Cuellar’s advisers are keen to emphasise the incumbent’s conservative credentials — and make the case he stands a better chance of staving off the Republicans than his progressive challenger in the atypical Democratic district.
“The congressman is a really great fit for the district at the end of the day,” says one Cuellar campaign official. “You have a lot of Republicans voting for him in a general election, on top of moderate Democrats who may not be very happy with the national Democratic message.
“I don’t think that is the case for any of the other primary candidates,” the aide added, in a thinly veiled reference to Cisneros. The Cisneros campaign declined to comment for this article.
Most Texas politics-watchers say despite Cisneros’s well-resourced primary challenge, and the dark cloud of the FBI investigation, they expect Cuellar to eke out victories in both the March primaries and in November.
Chuck Rocha, a Democratic political consultant and founder of Nuestro PAC, a group that works to turn out Latino voters, said he would “not want [Republicans’] odds in a poker game” in the Rio Grande Valley.
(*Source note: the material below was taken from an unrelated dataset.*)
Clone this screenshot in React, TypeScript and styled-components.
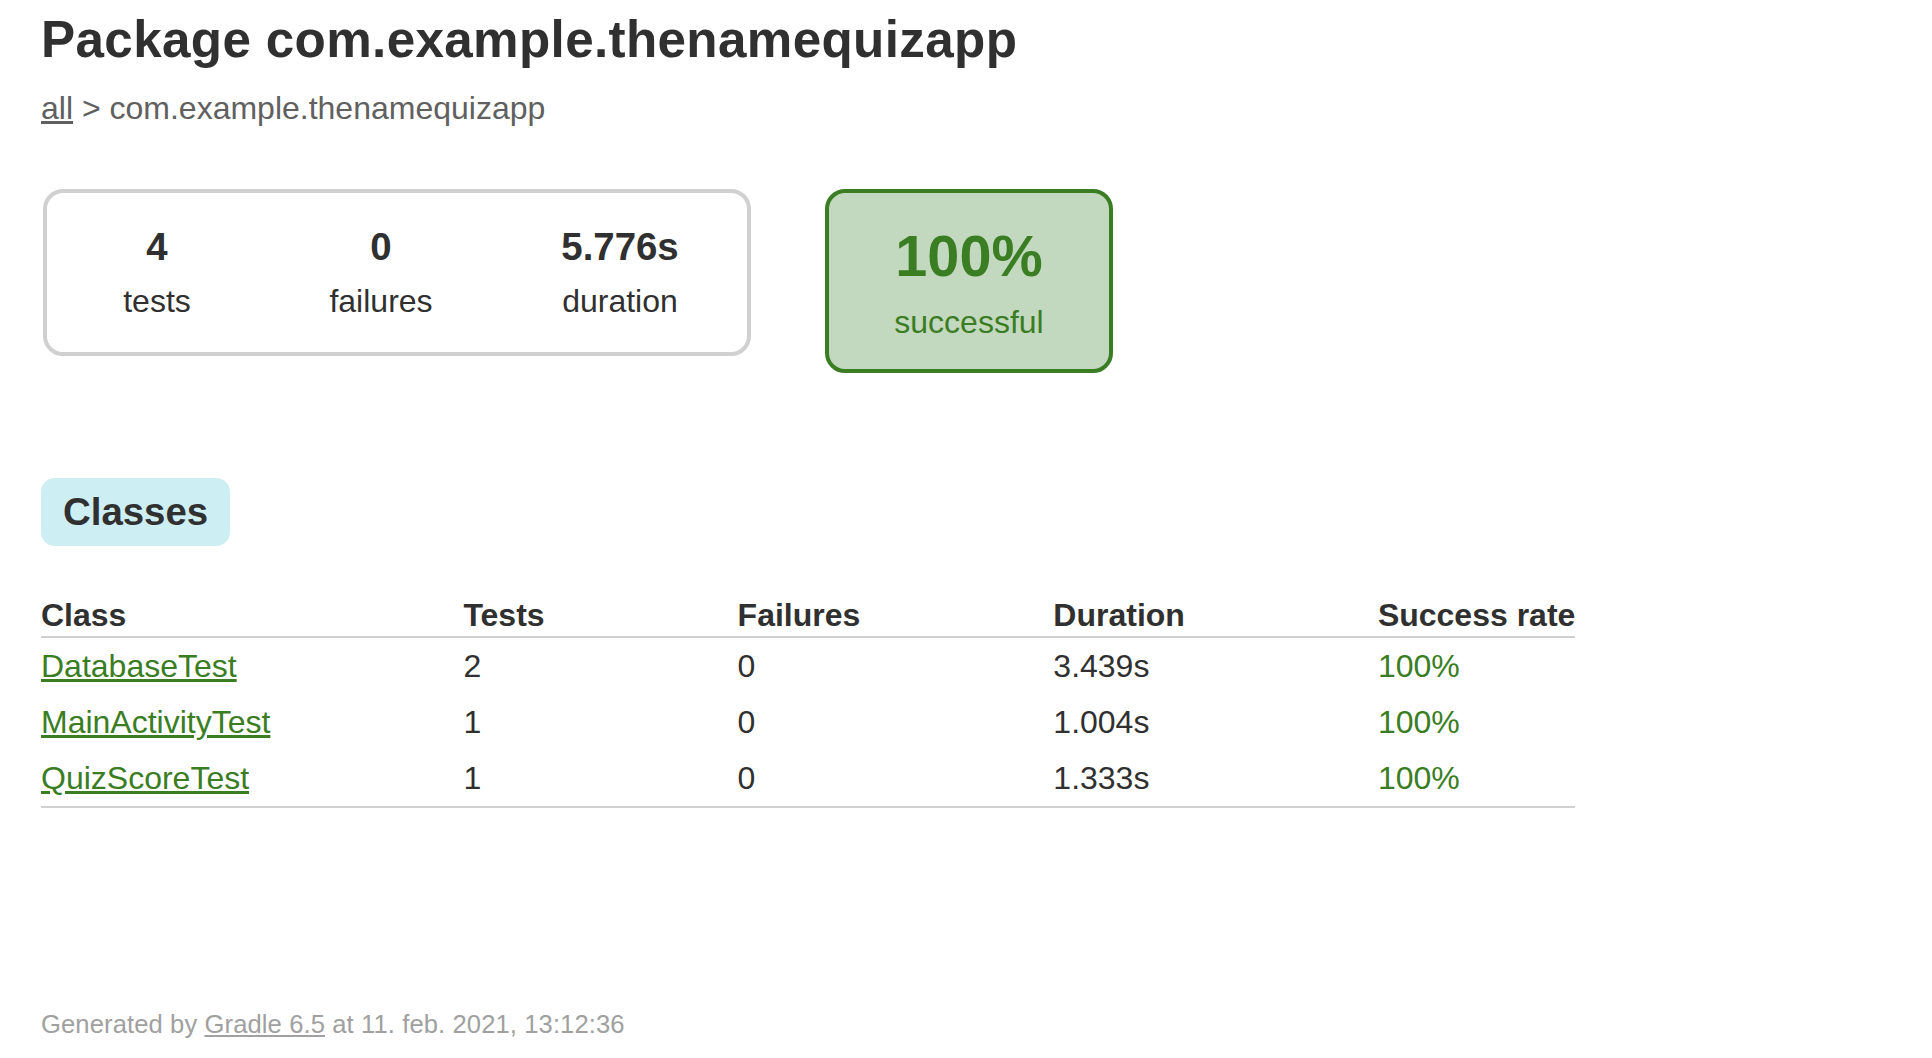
import React from "react";
import styled, { createGlobalStyle } from "styled-components";

const GlobalStyle = createGlobalStyle`
  html, body {
    margin: 0;
    padding: 0;
    background: #ffffff;
  }
  body {
    font-family: "Liberation Sans", Arial, Helvetica, sans-serif;
    font-size: 32px;
    color: #303030;
  }
`;

const GREEN = "#3a7d23";
const GREEN_BG = "#c3d9bf";
const GRAY_BORDER = "#d0d0d0";

const Content = styled.div`
  padding: 11px 50px 30px 41px;
`;

const Title = styled.h1`
  margin: 0 0 20px 0;
  font-size: 51.2px;
  font-weight: bold;
  line-height: 58.8px;
  letter-spacing: 0.35px;
  white-space: nowrap;
  color: #303030;
`;

const Breadcrumbs = styled.div`
  color: #606060;
  line-height: 36.8px;
`;

const CrumbLink = styled.a`
  color: #606060;
  text-decoration: underline;
`;

const Summary = styled.div`
  margin-top: 62px;
  display: flex;
  align-items: flex-start;
`;

const SummaryGroup = styled.div`
  margin-left: 2px;
  display: flex;
  gap: 4px;
  padding-right: 2px;
  border: solid 4px ${GRAY_BORDER};
  border-radius: 20px;
`;

const InfoBox = styled.div<{ $width?: number }>`
  width: ${(p) => p.$width ?? 220}px;
  padding: 32px 0 33px;
  text-align: center;
`;

const Counter = styled.div`
  font-size: 38.4px;
  font-weight: bold;
  line-height: 44px;
  margin-bottom: 14px;
`;

const Label = styled.p`
  margin: 0;
  line-height: 36.8px;
`;

const SuccessRate = styled.div`
  margin-left: 74px;
  width: 280px;
  padding: 31px 0 29px;
  text-align: center;
  background-color: ${GREEN_BG};
  border: solid 4px ${GREEN};
  border-radius: 20px;
  color: ${GREEN};
`;

const Percent = styled.div`
  font-size: 57.6px;
  font-weight: bold;
  line-height: 64px;
  margin-bottom: 16px;
`;

const TabLinks = styled.ul`
  list-style: none;
  margin: 0;
  padding: 105px 0 0 0;
  display: flex;
`;

const TabItem = styled.li<{ $selected?: boolean }>`
  padding: 10px 20px;
  border-radius: 14px;
  border: solid 2px ${(p) => (p.$selected ? "#cdeef3" : "#d4d4d4")};
  background-color: ${(p) => (p.$selected ? "#cdeef3" : "#f0f0f0")};
  margin-right: 50px;
`;

const TabLabel = styled.a`
  display: block;
  font-size: 38.4px;
  font-weight: bold;
  line-height: 44px;
  color: #303030;
  text-decoration: none;
`;

const Table = styled.table`
  margin-top: 49px;
  border-collapse: collapse;
  border-bottom: solid 2px ${GRAY_BORDER};
`;

const Th = styled.th`
  text-align: left;
  white-space: nowrap;
  padding: 2px 0 2px 193px;
  line-height: 36.8px;
  border-bottom: solid 2px ${GRAY_BORDER};
  &:first-child {
    padding-left: 0;
  }
`;

const Td = styled.td<{ $success?: boolean }>`
  white-space: nowrap;
  padding: 10px 0 10px 193px;
  line-height: 36px;
  color: ${(p) => (p.$success ? GREEN : "#303030")};
  &:first-child {
    padding-left: 0;
  }
`;

const ClassLink = styled.a`
  color: ${GREEN};
  text-decoration: underline;
`;

const Footer = styled.div`
  margin-top: 202px;
  font-size: 25.6px;
  line-height: 29.4px;
  letter-spacing: 0.1px;
  white-space: nowrap;
  color: #a0a0a0;
`;

const FooterLink = styled.a`
  color: #a0a0a0;
  text-decoration: underline;
`;

const rows = [
  { name: "DatabaseTest", tests: 2, failures: 0, duration: "3.439s", rate: "100%" },
  { name: "MainActivityTest", tests: 1, failures: 0, duration: "1.004s", rate: "100%" },
  { name: "QuizScoreTest", tests: 1, failures: 0, duration: "1.333s", rate: "100%" },
];

export default function App() {
  return (
    <>
      <GlobalStyle />
      <Content>
        <Title>Package com.example.thenamequizapp</Title>
        <Breadcrumbs>
          <CrumbLink href="#">all</CrumbLink> &gt; com.example.thenamequizapp
        </Breadcrumbs>
        <Summary>
          <SummaryGroup>
            <InfoBox>
              <Counter>4</Counter>
              <Label>tests</Label>
            </InfoBox>
            <InfoBox>
              <Counter>0</Counter>
              <Label>failures</Label>
            </InfoBox>
            <InfoBox $width={250}>
              <Counter>5.776s</Counter>
              <Label>duration</Label>
            </InfoBox>
          </SummaryGroup>
          <SuccessRate>
            <Percent>100%</Percent>
            <Label>successful</Label>
          </SuccessRate>
        </Summary>
        <TabLinks>
          <TabItem $selected>
            <TabLabel href="#tab0">Classes</TabLabel>
          </TabItem>
        </TabLinks>
        <Table>
          <thead>
            <tr>
              <Th>Class</Th>
              <Th>Tests</Th>
              <Th>Failures</Th>
              <Th>Duration</Th>
              <Th>Success rate</Th>
            </tr>
          </thead>
          <tbody>
            {rows.map((r) => (
              <tr key={r.name}>
                <Td>
                  <ClassLink href="#">{r.name}</ClassLink>
                </Td>
                <Td>{r.tests}</Td>
                <Td>{r.failures}</Td>
                <Td>{r.duration}</Td>
                <Td $success>{r.rate}</Td>
              </tr>
            ))}
          </tbody>
        </Table>
        <Footer>
          Generated by <FooterLink href="#">Gradle 6.5</FooterLink> at 11. feb. 2021, 13:12:36
        </Footer>
      </Content>
    </>
  );
}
But he added the party’s inroads in the area should serve as a cautionary tale for the Democrats as they look to shore up support among Hispanics heading into November.
As Biden and the Democrats’ approval ratings have fallen nationwide in recent months, some surveys suggest their standing has fallen more sharply among Hispanics than other ethnic and minority groups.
“Demographics is an opportunity, not a destiny . . . the work still has to be done to tell young voters in Texas why they are Democrats,” says Rocha. “We just always assumed wrongly because their mommas and daddies were Democrats that they would be Democrats, and that is a false narrative that Democrats are learning the hard way.”